**MATERIAL PROVIDED**.
*****
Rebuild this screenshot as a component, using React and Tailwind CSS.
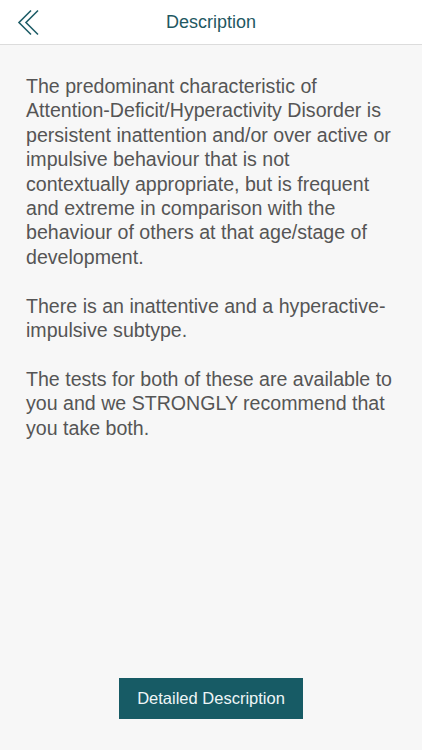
const paragraphs = [
  [
    "The predominant characteristic of",
    "Attention-Deficit/Hyperactivity Disorder is",
    "persistent inattention and/or over active or",
    "impulsive behaviour that is not",
    "contextually appropriate, but is frequent",
    "and extreme in comparison with the",
    "behaviour of others at that age/stage of",
    "development.",
  ],
  ["There is an inattentive and a hyperactive-", "impulsive subtype."],
  [
    "The tests for both of these are available to",
    "you and we STRONGLY recommend that",
    "you take both.",
  ],
];

const App = () => {
  return (
    <div className="w-[422px] h-[750px] flex flex-col bg-[#f7f7f7] font-['Liberation_Sans',Arial,sans-serif]">
      <div className="h-[45px] shrink-0 bg-white border-b border-[#dcdcdc] relative flex items-center justify-center">
        <button className="absolute left-[17px] top-[9px] w-[24px] h-[28px]">
          <svg viewBox="0 0 24 28" className="w-[24px] h-[28px]" fill="none" stroke="#1f5e68" strokeWidth="1.6">
            <path d="M14 1.5 L2 13.5 L14 25.5" />
            <path d="M21 1.5 L9 13.5 L21 25.5" />
          </svg>
        </button>
        <span className="text-[18px] text-[#1f5862]">Description</span>
      </div>
      <div className="flex-1 flex flex-col pt-[29px] pb-[31px]">
        <div className="px-[26px] text-[19.6px] leading-[24.4px] text-[#555555] space-y-[24.4px] whitespace-nowrap">
          {paragraphs.map((lines, i) => (
            <p key={i}>
              {lines.map((l, j) => (
                <span key={j} className="block">
                  {l}
                </span>
              ))}
            </p>
          ))}
        </div>
        <div className="mt-auto flex justify-center">
          <button className="w-[184px] h-[41px] bg-[#175b65] text-[#eef6f7] text-[16.5px]">
            Detailed Description
          </button>
        </div>
      </div>
    </div>
  );
};

export default App;
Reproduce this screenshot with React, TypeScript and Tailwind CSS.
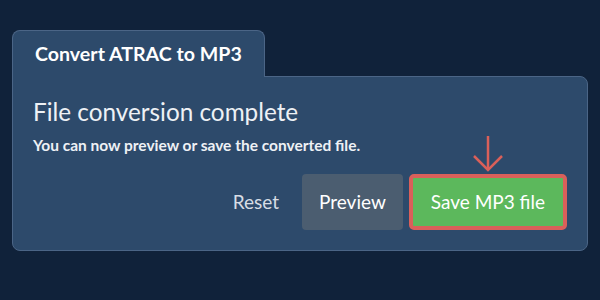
*****
**WHAT NEEDS TO BE DONE**.
Leave out the pictures and output every record above precisely as given.

**THE OUTPUT**.
Rebuild this screenshot as a component, using React and Tailwind CSS.
const paragraphs = [
  [
    "The predominant characteristic of",
    "Attention-Deficit/Hyperactivity Disorder is",
    "persistent inattention and/or over active or",
    "impulsive behaviour that is not",
    "contextually appropriate, but is frequent",
    "and extreme in comparison with the",
    "behaviour of others at that age/stage of",
    "development.",
  ],
  ["There is an inattentive and a hyperactive-", "impulsive subtype."],
  [
    "The tests for both of these are available to",
    "you and we STRONGLY recommend that",
    "you take both.",
  ],
];

const App = () => {
  return (
    <div className="w-[422px] h-[750px] flex flex-col bg-[#f7f7f7] font-['Liberation_Sans',Arial,sans-serif]">
      <div className="h-[45px] shrink-0 bg-white border-b border-[#dcdcdc] relative flex items-center justify-center">
        <button className="absolute left-[17px] top-[9px] w-[24px] h-[28px]">
          <svg viewBox="0 0 24 28" className="w-[24px] h-[28px]" fill="none" stroke="#1f5e68" strokeWidth="1.6">
            <path d="M14 1.5 L2 13.5 L14 25.5" />
            <path d="M21 1.5 L9 13.5 L21 25.5" />
          </svg>
        </button>
        <span className="text-[18px] text-[#1f5862]">Description</span>
      </div>
      <div className="flex-1 flex flex-col pt-[29px] pb-[31px]">
        <div className="px-[26px] text-[19.6px] leading-[24.4px] text-[#555555] space-y-[24.4px] whitespace-nowrap">
          {paragraphs.map((lines, i) => (
            <p key={i}>
              {lines.map((l, j) => (
                <span key={j} className="block">
                  {l}
                </span>
              ))}
            </p>
          ))}
        </div>
        <div className="mt-auto flex justify-center">
          <button className="w-[184px] h-[41px] bg-[#175b65] text-[#eef6f7] text-[16.5px]">
            Detailed Description
          </button>
        </div>
      </div>
    </div>
  );
};

export default App;
Reproduce this screenshot with React, TypeScript and Tailwind CSS.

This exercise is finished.